Why does frequency matter? There are a number of operational reasons – many have been extensively discussed elsewhere on this blog so I won’t repeat them here – but probably the main thing to remember is that UHF tags cannot be read by HF equipment – or vice versa. So your future choice of supplier might be severely limited.

My reason for asking the question is to try and establish the extent to which UHF – gaining popularity in India, China and Japan (despite being the older of the two technologies) – is penetrating those markets currently dominated by HF solutions. Since UHF systems have only very recently become capable of supporting anything other than a single ID their use in conjunction with ILS/LMS/ILMS systems is very limited. Additionally, they cannot communicate with NFC devices – a technology I expect to become more widely used in conjunction with RFID over the coming years.

A respondent from North America expresses regret that they are still unable to use smartphones to issue stock – a possibility that has so far failed to excite the interest of supplier selling expensive self-service kiosks for some reason. The good news is that I know of at least two European universities that have developed this capability themselves and may well release products in the coming year.

Another, from closer to home in the UK, complains about the restrictions of SIP2, preventing them from developing more modern library services. This reply I found particularly heartening for two reasons. First, because it came from a public library – a cause dear to my heart and secondly because it suggests that the work I’ve been doing with RFID and LMS suppliers for the past four years to replace SIP2 with something more useful is worthwhile. The Library Communication Framework – which seeks both to extend interoperability and make the development of new services much easier – is also extensively discussed on this blog – search for LCF.

So far no-one has reported using their self-service devices for anything other than library work although one respondent (from a university) did acknowledge the possibility in their comment:

“Our RFID supplier has added all manner of bells and whistles to the kiosks’ capability but we aren’t interested in that.”

I’m looking forward to hearing from a library that is using kiosks for other purposes – Lambeth perhaps?

(The survey of RFID use in libraries runs until November 15th 2016. You can contribute here.)

Four things you might not know about Library RFID

Over the past two weeks I’ve been talking to quite a few UK librarians about RFID issues. A few had misconceptions about some aspects of the technology and suggested that it might be helpful if I posted about them here. So here goes…

  1. RFID self-service doesn’t use sensitisers.

Many libraries invested in Electromagnetic (EM) security systems long before RFID appeared. These usually relied on a thin strip of metal (often called “tattle tape”) hidden in the book’s spine.EM

When items were borrowed a “de-sensitiser” reversed the polarity of these strips allowing them to pass security gates – set to sound an alarm when they detect sensitised items. High voltages powered the de-sensitiser which transmitted electricity in much the same way as an electric toothbrush does.

When self-service units first appeared in libraries they included these same de-sensitisers together with barcode readers to allow readers to issue their own items.

RFID self-service looks almost exactly like its EM counterpart but works in a completely different way. Instead of changing polarity on a bit of metal RFID depends entirely on data.

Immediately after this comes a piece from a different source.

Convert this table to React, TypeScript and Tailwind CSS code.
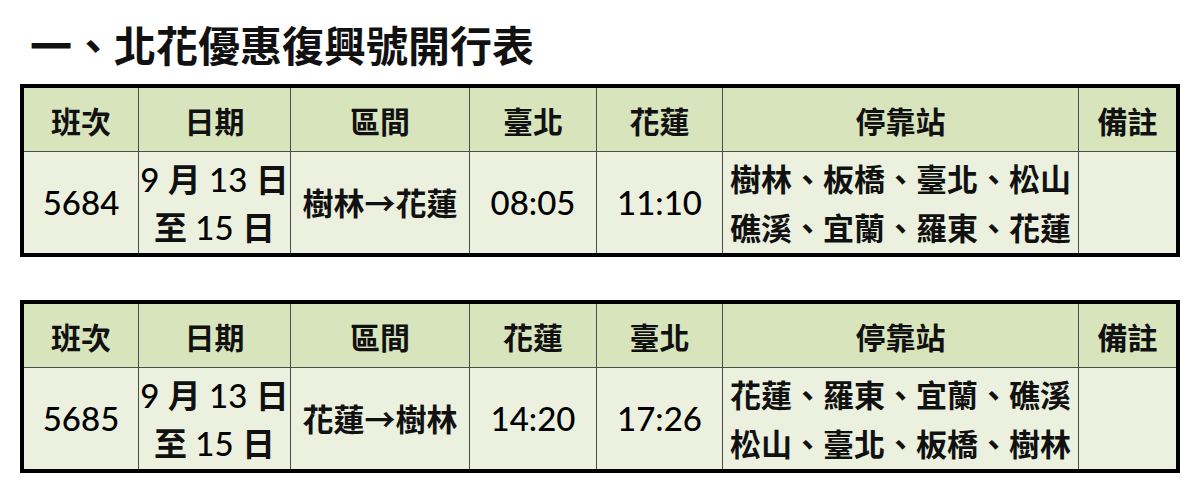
import React from "react";

const CJK = /[\u2190-\u21ff\u3000-\u9fff\uff00-\uffef]+|[^\u2190-\u21ff\u3000-\u9fff\uff00-\uffef]+/g;

// Chinese runs are bold (JhengHei look), latin digits stay regular (Calibri look)
function Mixed({ text }: { text: string }) {
  const parts = text.match(CJK) ?? [];
  return (
    <>
      {parts.map((p, i) =>
        /[\u2190-\u21ff\u3000-\u9fff\uff00-\uffef]/.test(p) ? (
          <span key={i} className="font-['Noto_Sans_CJK_TC',sans-serif] font-bold">
            {p}
          </span>
        ) : (
          <span key={i} className="font-['Lato','Noto_Sans_CJK_TC',sans-serif] font-medium text-black">
            {p}
          </span>
        )
      )}
    </>
  );
}

type Row = {
  no: string;
  date: [string, string];
  route: string;
  from: string;
  to: string;
  fromTime: string;
  toTime: string;
  stops: [string, string];
};

const rows: Row[] = [
  {
    no: "5684",
    date: ["9 月 13 日", "至 15 日"],
    route: "樹林→花蓮",
    from: "臺北",
    to: "花蓮",
    fromTime: "08:05",
    toTime: "11:10",
    stops: ["樹林、板橋、臺北、松山", "礁溪、宜蘭、羅東、花蓮"],
  },
  {
    no: "5685",
    date: ["9 月 13 日", "至 15 日"],
    route: "花蓮→樹林",
    from: "花蓮",
    to: "臺北",
    fromTime: "14:20",
    toTime: "17:26",
    stops: ["花蓮、羅東、宜蘭、礁溪", "松山、臺北、板橋、樹林"],
  },
];

function Head({ children }: { children: string }) {
  return (
    <div className="flex items-center justify-center bg-[#d8e4bc] text-[30px] leading-none text-[#111]">
      <Mixed text={children} />
    </div>
  );
}

function Cell({ lines, size = "text-[33px]" }: { lines: string[]; size?: string }) {
  return (
    <div
      className={`flex flex-col items-center justify-center bg-[#ebf1de] ${size} leading-[47px] whitespace-nowrap text-[#111]`}
    >
      {lines.map((l) => (
        <div key={l}>
          <Mixed text={l} />
        </div>
      ))}
    </div>
  );
}

function Timetable({ row }: { row: Row }) {
  return (
    <div className="w-[1160px] border-4 border-black">
      <div className="grid grid-cols-[114px_151px_178px_126px_125px_355px_97px] grid-rows-[63px_101px] gap-px bg-[#4d4d4d]">
        <Head>班次</Head>
        <Head>日期</Head>
        <Head>區間</Head>
        <Head>{row.from}</Head>
        <Head>{row.to}</Head>
        <Head>停靠站</Head>
        <Head>備註</Head>

        <Cell lines={[row.no]} />
        <Cell lines={row.date} />
        <Cell lines={[row.route]} size="text-[31px]" />
        <Cell lines={[row.fromTime]} />
        <Cell lines={[row.toTime]} />
        <Cell lines={row.stops} size="text-[31px]" />
        <Cell lines={[]} />
      </div>
    </div>
  );
}

export default function App() {
  return (
    <div className="h-[498px] w-[1200px] overflow-hidden bg-white px-5">
      <h1 className="mt-[23px] pl-[10px] font-['Noto_Sans_CJK_TC',sans-serif] text-[42px] font-bold leading-[42px] text-[#111]">
        一、北花優惠復興號開行表
      </h1>
      <div className="mt-[19px] flex flex-col gap-[43px]">
        {rows.map((r) => (
          <Timetable key={r.no} row={r} />
        ))}
      </div>
    </div>
  );
}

Library RFID tags usually comprise an aerial and a tiny chip stuck to a label. The data resides on the chip, while the aerial transmits data values to and from other devices via a scanner/receiver. Security is managed by writing specific values to an area of memory on the chip.

No high voltages. No magnetism. No sensitising or de-sensitising.

Because data is used to carry out the security function it is important for libraries know what data is being written – and how.  This is one reason why data standards are so important in RFID installations. RFID scanners using the same frequency – in another library for example – constantly scan for tags, and since not everyone uses the same values to set or clear security data false alarms can and do occur.

  1. It’s not the RFID system that makes the decisions.

This is a perennial topic. Every year I run a survey of RFID use in libraries around the world and one of the most common complaints I receive is that suppliers of RFID systems are very poor at responding to development requests.

Whilst many of these complaints are fully justified a significant number are asking for changes that could only be made by the management system (aka ILS or ILS) supplier.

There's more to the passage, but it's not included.